新種の体験価値を発見せよ。インサイト埋め込み型のプロダクト開発最前線を考える

戦後~70年代あたりまで、まだモノが希少だった頃は機能価値をそのまま訴求すれば売れた。やがてモノが飽和してくると、広告の売り文句によって差別化を図る必要性が生まれ、気づきや驚きを促すコピー表現技術が発達した(ex.不思議、大好き。:1981年)。

近年になりマーケティングが高度に進化してくると、生活者インサイトを内包したプロダクト開発が進むようになった。そうなるとモノ自体に気づきや驚きが内包されてくるので、一周回ってコピーはストレートにそのまま訴求すればよくなってくる(ex.ユニクロのフリース1900円:2001年)。

マーケティングで「体験価値」を再定義・再設計し続ける

「マーケティング」と一言でいっても、既存の(いわゆるマーコム的な)出来上がったものの価値をターゲットに対して的確に伝えるものもあれば、さらに根っこの商品・サービス開発段階から関わりプロダクト自体にユーザーニーズを纏わせる役割まで領域は拡がっている。マーケティング支援会社のトップランナーとして、日本のテーマパークを再定義し続ける刀の仕事はプロダクト設計それ自体である。

プロダクト自体が秀逸であれば、それは情報価値も帯びているので広告を打たずとも勝手にメディアや体験者が広めてくれる。また、刀の場合は代表の森岡毅氏の注目度が高いので手がける案件のテレビ取材も殺到する。ガイアの夜明けなどいくつかのビジネス番組では1時間まるまる立ち上げに密着する特集が組まれることもあり、このパブリシティ効果だけでフィーの何割か(あるいはすべて)は回収できているだろう。

続々と生まれる新種の体験価値

アートも広告もエンタメも「テック×体験」による新たな強度を持つ感情の揺さぶりに流れが向いている。まさに「没入」を冠するイマーシブフォートや一連のチームラボの各施設はその代表例。前者はこれまでは観客をカートに乗せて絶叫させる「ブン回し型」の体験設計一辺倒だったものを、リアルタイムの演劇を間近で体験させる「巻き込み型」に変換している。後者はデジタルテクノロジーを通して大自然をダイナミックかつインタラクティブに捉えなおす体験を創出している。
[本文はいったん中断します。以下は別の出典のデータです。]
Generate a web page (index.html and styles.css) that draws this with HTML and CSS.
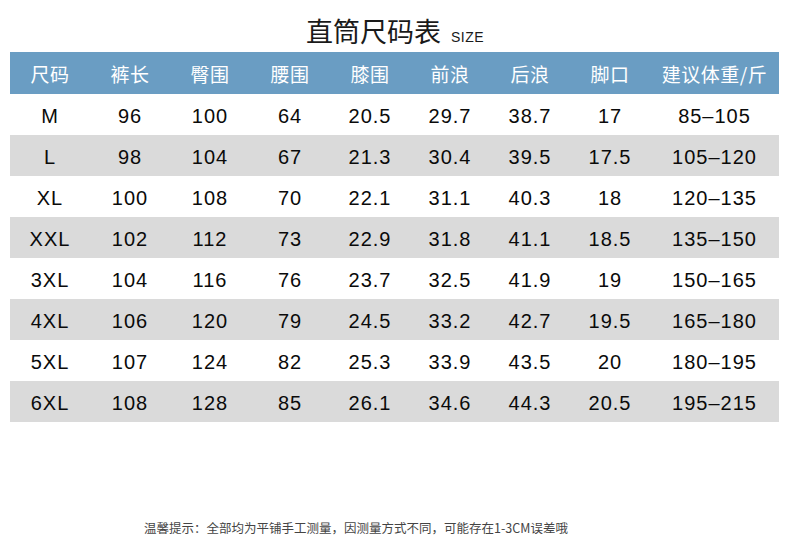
FILE: index.html
```html
<!DOCTYPE html>
<html lang="zh-CN">
<head>
<meta charset="utf-8">
<title>直筒尺码表</title>
<link rel="stylesheet" href="styles.css">
</head>
<body>
<div class="page">
  <h1 class="title">直筒尺码表<span class="sub">SIZE</span></h1>
  <div class="table">
    <div class="row head">
      <div>尺码</div><div>裤长</div><div>臀围</div><div>腰围</div><div>膝围</div><div>前浪</div><div>后浪</div><div>脚口</div><div>建议体重/斤</div>
    </div>
    <div class="row">
      <div>M</div><div>96</div><div>100</div><div>64</div><div>20.5</div><div>29.7</div><div>38.7</div><div>17</div><div>85–105</div>
    </div>
    <div class="row alt">
      <div>L</div><div>98</div><div>104</div><div>67</div><div>21.3</div><div>30.4</div><div>39.5</div><div>17.5</div><div>105–120</div>
    </div>
    <div class="row">
      <div>XL</div><div>100</div><div>108</div><div>70</div><div>22.1</div><div>31.1</div><div>40.3</div><div>18</div><div>120–135</div>
    </div>
    <div class="row alt">
      <div>XXL</div><div>102</div><div>112</div><div>73</div><div>22.9</div><div>31.8</div><div>41.1</div><div>18.5</div><div>135–150</div>
    </div>
    <div class="row">
      <div>3XL</div><div>104</div><div>116</div><div>76</div><div>23.7</div><div>32.5</div><div>41.9</div><div>19</div><div>150–165</div>
    </div>
    <div class="row alt">
      <div>4XL</div><div>106</div><div>120</div><div>79</div><div>24.5</div><div>33.2</div><div>42.7</div><div>19.5</div><div>165–180</div>
    </div>
    <div class="row">
      <div>5XL</div><div>107</div><div>124</div><div>82</div><div>25.3</div><div>33.9</div><div>43.5</div><div>20</div><div>180–195</div>
    </div>
    <div class="row alt">
      <div>6XL</div><div>108</div><div>128</div><div>85</div><div>26.1</div><div>34.6</div><div>44.3</div><div>20.5</div><div>195–215</div>
    </div>
  </div>
  <p class="note">温馨提示：全部均为平铺手工测量，因测量方式不同，可能存在1-3CM误差哦</p>
</div>
</body>
</html>
```
FILE: styles.css
```css
html, body {
  margin: 0;
  padding: 0;
  background: #ffffff;
}
.page {
  width: 790px;
  height: 548px;
  display: flex;
  flex-direction: column;
  font-family: "Liberation Sans", "Noto Sans CJK SC", sans-serif;
  color: #0a0a0a;
}
.title {
  margin: 0;
  padding-top: 15px;
  height: 37px;
  box-sizing: content-box;
  text-align: center;
  font-family: "Noto Sans CJK SC", sans-serif;
  font-weight: 400;
  font-size: 27px;
  line-height: 32px;
  color: #1a1a1a;
}
.title .sub {
  font-family: "Liberation Sans", sans-serif;
  font-size: 14px;
  margin-left: 10px;
  letter-spacing: 0.5px;
}
.table {
  margin-left: 10px;
  width: 769px;
  display: flex;
  flex-direction: column;
}
.row {
  display: grid;
  grid-template-columns: repeat(8, 80px) 129px;
  height: 41px;
  box-sizing: border-box;
  padding-top: 3px;
  align-items: center;
  font-size: 20px;
  letter-spacing: 1px;
}
.row > div {
  text-align: center;
}
.row.head {
  height: 42px;
  padding-top: 0;
  background: #6a9dc3;
  color: #ffffff;
  font-family: "Noto Sans CJK SC", sans-serif;
  font-size: 19px;
  letter-spacing: 0.5px;
}
.row.alt {
  background: #dadada;
}
.note {
  margin: 98px 0 0 0;
  text-align: center;
  font-family: "Noto Sans CJK SC", sans-serif;
  font-size: 12.5px;
  line-height: 16px;
  color: #444444;
  padding-right: 78px;
}
```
体験価値の次元を変えることで、抜きつ抜かれつのミクロで不毛な差別化戦争から脱却できる。テーマパークでいえばこれまでの乗り物=消費型アトラクションから、参加&没入する体験型への次元シフト。まったくの未開拓領域なので、プロダクト開発者のマーケセンスが問われまくる。森岡氏のゲームのやり込みは有名だが、この領域の仕事を担うには「過剰」な体験価値の知見と思考の蓄積(=修行)が必要となってくる。

「新種」を生む力=ブルーオーシャン

「新種の体験価値」という自社にしかできないクリエイティブ領域は、ブルーオーシャン。依頼側も刀のレベル感を深く理解し、体験価値の「次元を上げる」ことを期待して相談するので競合を気にせず、次々と大胆な企画に挑戦できる。

その創造物は次の創作に向けた最強のスポークスマンとなる。わらしべ長者のように、最初の仕事が次の仕事を、それがまた次の仕事を連れてくる。刀の場合、USJの成功➡︎西武園ゆうえんち➡︎ネスタリゾート神戸➡︎現在のジャングリアやイマーシブフォートというポジティブループが連環している。

大胆な体験価値の再定義が進むテーマパークに比べ、広告は基本「枠」に縛られるので、身体まるごと没入させることは難しい。よって基本的にはその中での新しい表現開発に取り組むしかないのだが、接触の「タイミング」や「場所」を工夫することで広告接触を体験価値のレベルに引き上げる工夫・努力はできるだろう。たとえば気温35℃を超えた瞬間にビールの広告を出すなど、モーメントを捉えて感情のスイッチを押す「タイムリーアプローチ」は広告でも可能だ。